Trump administration sued by 23 states, D.C. over HHS cutting $11 billion in public health funding
A coalition of 23 states and the District of Columbia sued the Trump administration Tuesday over $11 billion in cuts to public health grants.
The states suing the Health and Human Services Department and Health Secretary Robert F. Kennedy Jr. say the money is used for a range of "urgent public health needs," including tracking infectious diseases, giving access to vaccinations, improving emergency preparedness, providing mental health and substance abuse services and modernizing public health infrastructure.
HHS announced in March it would stop providing the funds, which were allocated by Congress during the COVID-19 pandemic. The department argued the cuts were justified because "the COVID-19 pandemic is over."
The lawsuit calls the cuts illegal, arguing the federal government did not provide a "rational basis" for them, and asks the court to immediately prevent the money from being rescinded. It says Congress did not limit the funding to use for the COVID-19 pandemic.
The plaintiffs say the loss in funds means "large numbers" of jobs could be eliminated and puts their states "at greater risk for future pandemics and the spread of otherwise preventable disease."
"This massive and egregiously irresponsible cut of public health funding should put everyone on high alert to the depths this Administration is willing to go," said Attorney General Peter Neronha of Rhode Island, where the lawsuit was filed. He also noted that the cuts threaten "urgent public health needs" at at time when diseases like measles and bird flu are on the rise.
Neronha was joined by the attorneys general or governors of Arizona, California, Colorado, Connecticut, Delaware, Hawaii, Illinois, Kentucky, Maine, Maryland, Massachusetts, Michigan, Minnesota, Nevada, New Jersey, New Mexico, New York, North Carolina, Oregon, Pennsylvania, Washington, Wisconsin and D.C.

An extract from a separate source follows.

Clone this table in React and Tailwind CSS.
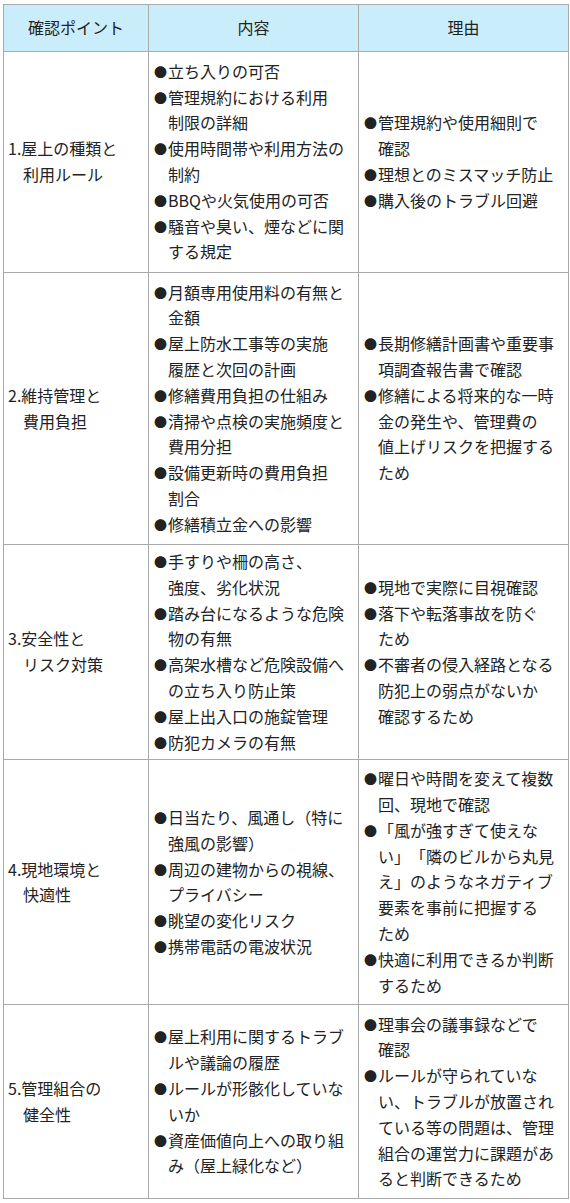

"Slashing this funding now will reverse our progress on the opioid crisis, throw our mental health systems into chaos, and leave hospitals struggling to care for patients," New York Attorney General Letitia James said in a statement. James said New York would lose nearly $400 million in the cuts.
Health officials in North Carolina estimate the state could lose $230 million, harming dozens of local health departments, hospital systems and universities, and rural health centers. At least 80 government jobs and dozens of contractors would be affected, according to state health officials.
"There are legal ways to improve how tax dollars are used, but this wasn't one of them," North Carolina Attorney General Jeff Jackson said. "Immediately halting critical health care programs across the state without legal authority isn't just wrong — it puts lives at risk."
HHS said it does not comment on ongoing litigation.
The department is undergoing a reorganization led by Kennedy and DOGE that is expected to result in 10,000 layoffs and another 10,000 workers taking early retirement or voluntary separation offers across the federal health agencies.
HHS spokesman Andrew Nixon pointed to the agency's statement when the decision to take back the money was announced. HHS said then that it "will no longer waste billions of taxpayer dollars responding to a non-existent pandemic that Americans moved on from years ago."